#### [Problem to solve]
Omit every picture and output the rest of the records exactly as they are.

#### [Task inputs]
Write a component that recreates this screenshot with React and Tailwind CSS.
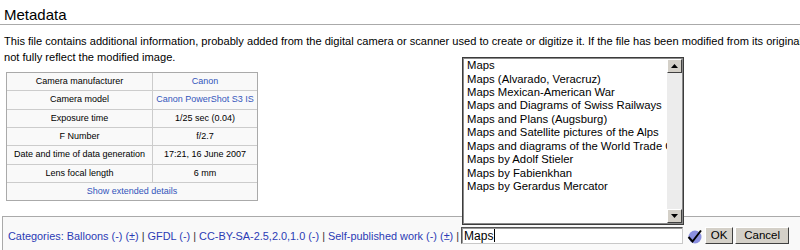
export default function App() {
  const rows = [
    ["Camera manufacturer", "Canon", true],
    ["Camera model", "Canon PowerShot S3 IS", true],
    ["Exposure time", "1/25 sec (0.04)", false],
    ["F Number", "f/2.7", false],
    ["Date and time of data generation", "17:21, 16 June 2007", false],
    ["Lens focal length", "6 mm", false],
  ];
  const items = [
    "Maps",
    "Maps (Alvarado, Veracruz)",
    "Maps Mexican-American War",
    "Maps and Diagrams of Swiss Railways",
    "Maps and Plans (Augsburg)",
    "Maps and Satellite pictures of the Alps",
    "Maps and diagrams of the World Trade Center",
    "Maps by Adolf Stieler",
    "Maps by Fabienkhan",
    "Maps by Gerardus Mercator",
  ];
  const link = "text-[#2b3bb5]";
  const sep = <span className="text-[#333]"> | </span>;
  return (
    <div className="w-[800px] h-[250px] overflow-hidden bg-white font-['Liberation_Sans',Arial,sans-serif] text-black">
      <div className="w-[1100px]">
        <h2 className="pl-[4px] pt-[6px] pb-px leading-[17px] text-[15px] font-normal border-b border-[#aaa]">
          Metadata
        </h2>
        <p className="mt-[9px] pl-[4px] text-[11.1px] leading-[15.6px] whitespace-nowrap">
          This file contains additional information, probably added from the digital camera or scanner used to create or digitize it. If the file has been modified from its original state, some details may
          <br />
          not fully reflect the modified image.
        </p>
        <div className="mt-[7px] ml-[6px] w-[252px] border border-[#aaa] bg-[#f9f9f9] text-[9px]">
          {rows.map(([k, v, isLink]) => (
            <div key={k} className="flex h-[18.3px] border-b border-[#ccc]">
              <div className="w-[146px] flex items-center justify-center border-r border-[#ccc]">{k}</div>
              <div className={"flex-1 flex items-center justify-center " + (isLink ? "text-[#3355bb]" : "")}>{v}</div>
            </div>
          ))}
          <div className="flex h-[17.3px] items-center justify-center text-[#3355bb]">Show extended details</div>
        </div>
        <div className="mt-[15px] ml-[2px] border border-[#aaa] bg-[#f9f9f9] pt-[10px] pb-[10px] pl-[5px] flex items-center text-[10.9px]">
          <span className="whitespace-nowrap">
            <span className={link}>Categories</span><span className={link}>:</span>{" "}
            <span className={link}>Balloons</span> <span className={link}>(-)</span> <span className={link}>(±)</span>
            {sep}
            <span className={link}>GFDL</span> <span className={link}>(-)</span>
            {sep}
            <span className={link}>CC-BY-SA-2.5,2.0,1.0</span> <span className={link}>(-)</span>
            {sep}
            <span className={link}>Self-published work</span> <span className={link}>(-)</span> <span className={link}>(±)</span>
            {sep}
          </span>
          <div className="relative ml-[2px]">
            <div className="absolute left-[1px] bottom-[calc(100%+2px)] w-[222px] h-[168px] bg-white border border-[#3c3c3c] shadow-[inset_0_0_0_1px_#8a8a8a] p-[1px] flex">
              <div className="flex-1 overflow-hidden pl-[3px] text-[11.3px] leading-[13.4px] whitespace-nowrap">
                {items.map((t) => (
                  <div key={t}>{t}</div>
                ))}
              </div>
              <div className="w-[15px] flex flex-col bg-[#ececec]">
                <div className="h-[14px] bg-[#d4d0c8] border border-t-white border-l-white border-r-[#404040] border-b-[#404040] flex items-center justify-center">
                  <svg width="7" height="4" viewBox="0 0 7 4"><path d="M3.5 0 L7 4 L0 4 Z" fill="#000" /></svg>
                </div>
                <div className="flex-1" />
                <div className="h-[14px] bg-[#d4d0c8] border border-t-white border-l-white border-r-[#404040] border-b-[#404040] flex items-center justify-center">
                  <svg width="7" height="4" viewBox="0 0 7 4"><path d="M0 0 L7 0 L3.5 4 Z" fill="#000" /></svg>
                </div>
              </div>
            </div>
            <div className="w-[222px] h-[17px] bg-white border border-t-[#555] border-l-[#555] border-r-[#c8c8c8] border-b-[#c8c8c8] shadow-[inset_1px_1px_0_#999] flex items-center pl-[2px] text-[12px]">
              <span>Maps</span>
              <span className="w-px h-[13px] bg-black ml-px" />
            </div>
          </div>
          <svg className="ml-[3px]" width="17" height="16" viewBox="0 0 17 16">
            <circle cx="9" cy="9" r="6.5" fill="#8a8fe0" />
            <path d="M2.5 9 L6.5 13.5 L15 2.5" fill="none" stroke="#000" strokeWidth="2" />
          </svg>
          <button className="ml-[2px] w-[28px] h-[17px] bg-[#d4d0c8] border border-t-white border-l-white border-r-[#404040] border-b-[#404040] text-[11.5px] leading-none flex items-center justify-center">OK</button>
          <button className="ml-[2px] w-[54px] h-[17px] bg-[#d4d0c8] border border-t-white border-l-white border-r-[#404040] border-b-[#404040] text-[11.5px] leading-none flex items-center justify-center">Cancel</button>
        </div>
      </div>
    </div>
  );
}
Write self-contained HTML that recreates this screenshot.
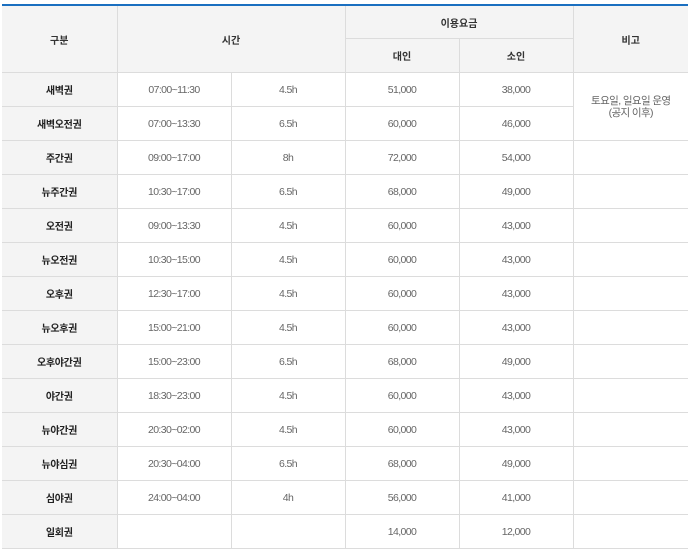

#### [Response]
Write a component that recreates this screenshot with React and Tailwind CSS.
export default function App() {
  const rows = [
    ["Camera manufacturer", "Canon", true],
    ["Camera model", "Canon PowerShot S3 IS", true],
    ["Exposure time", "1/25 sec (0.04)", false],
    ["F Number", "f/2.7", false],
    ["Date and time of data generation", "17:21, 16 June 2007", false],
    ["Lens focal length", "6 mm", false],
  ];
  const items = [
    "Maps",
    "Maps (Alvarado, Veracruz)",
    "Maps Mexican-American War",
    "Maps and Diagrams of Swiss Railways",
    "Maps and Plans (Augsburg)",
    "Maps and Satellite pictures of the Alps",
    "Maps and diagrams of the World Trade Center",
    "Maps by Adolf Stieler",
    "Maps by Fabienkhan",
    "Maps by Gerardus Mercator",
  ];
  const link = "text-[#2b3bb5]";
  const sep = <span className="text-[#333]"> | </span>;
  return (
    <div className="w-[800px] h-[250px] overflow-hidden bg-white font-['Liberation_Sans',Arial,sans-serif] text-black">
      <div className="w-[1100px]">
        <h2 className="pl-[4px] pt-[6px] pb-px leading-[17px] text-[15px] font-normal border-b border-[#aaa]">
          Metadata
        </h2>
        <p className="mt-[9px] pl-[4px] text-[11.1px] leading-[15.6px] whitespace-nowrap">
          This file contains additional information, probably added from the digital camera or scanner used to create or digitize it. If the file has been modified from its original state, some details may
          <br />
          not fully reflect the modified image.
        </p>
        <div className="mt-[7px] ml-[6px] w-[252px] border border-[#aaa] bg-[#f9f9f9] text-[9px]">
          {rows.map(([k, v, isLink]) => (
            <div key={k} className="flex h-[18.3px] border-b border-[#ccc]">
              <div className="w-[146px] flex items-center justify-center border-r border-[#ccc]">{k}</div>
              <div className={"flex-1 flex items-center justify-center " + (isLink ? "text-[#3355bb]" : "")}>{v}</div>
            </div>
          ))}
          <div className="flex h-[17.3px] items-center justify-center text-[#3355bb]">Show extended details</div>
        </div>
        <div className="mt-[15px] ml-[2px] border border-[#aaa] bg-[#f9f9f9] pt-[10px] pb-[10px] pl-[5px] flex items-center text-[10.9px]">
          <span className="whitespace-nowrap">
            <span className={link}>Categories</span><span className={link}>:</span>{" "}
            <span className={link}>Balloons</span> <span className={link}>(-)</span> <span className={link}>(±)</span>
            {sep}
            <span className={link}>GFDL</span> <span className={link}>(-)</span>
            {sep}
            <span className={link}>CC-BY-SA-2.5,2.0,1.0</span> <span className={link}>(-)</span>
            {sep}
            <span className={link}>Self-published work</span> <span className={link}>(-)</span> <span className={link}>(±)</span>
            {sep}
          </span>
          <div className="relative ml-[2px]">
            <div className="absolute left-[1px] bottom-[calc(100%+2px)] w-[222px] h-[168px] bg-white border border-[#3c3c3c] shadow-[inset_0_0_0_1px_#8a8a8a] p-[1px] flex">
              <div className="flex-1 overflow-hidden pl-[3px] text-[11.3px] leading-[13.4px] whitespace-nowrap">
                {items.map((t) => (
                  <div key={t}>{t}</div>
                ))}
              </div>
              <div className="w-[15px] flex flex-col bg-[#ececec]">
                <div className="h-[14px] bg-[#d4d0c8] border border-t-white border-l-white border-r-[#404040] border-b-[#404040] flex items-center justify-center">
                  <svg width="7" height="4" viewBox="0 0 7 4"><path d="M3.5 0 L7 4 L0 4 Z" fill="#000" /></svg>
                </div>
                <div className="flex-1" />
                <div className="h-[14px] bg-[#d4d0c8] border border-t-white border-l-white border-r-[#404040] border-b-[#404040] flex items-center justify-center">
                  <svg width="7" height="4" viewBox="0 0 7 4"><path d="M0 0 L7 0 L3.5 4 Z" fill="#000" /></svg>
                </div>
              </div>
            </div>
            <div className="w-[222px] h-[17px] bg-white border border-t-[#555] border-l-[#555] border-r-[#c8c8c8] border-b-[#c8c8c8] shadow-[inset_1px_1px_0_#999] flex items-center pl-[2px] text-[12px]">
              <span>Maps</span>
              <span className="w-px h-[13px] bg-black ml-px" />
            </div>
          </div>
          <svg className="ml-[3px]" width="17" height="16" viewBox="0 0 17 16">
            <circle cx="9" cy="9" r="6.5" fill="#8a8fe0" />
            <path d="M2.5 9 L6.5 13.5 L15 2.5" fill="none" stroke="#000" strokeWidth="2" />
          </svg>
          <button className="ml-[2px] w-[28px] h-[17px] bg-[#d4d0c8] border border-t-white border-l-white border-r-[#404040] border-b-[#404040] text-[11.5px] leading-none flex items-center justify-center">OK</button>
          <button className="ml-[2px] w-[54px] h-[17px] bg-[#d4d0c8] border border-t-white border-l-white border-r-[#404040] border-b-[#404040] text-[11.5px] leading-none flex items-center justify-center">Cancel</button>
        </div>
      </div>
    </div>
  );
}
Write self-contained HTML that recreates this screenshot.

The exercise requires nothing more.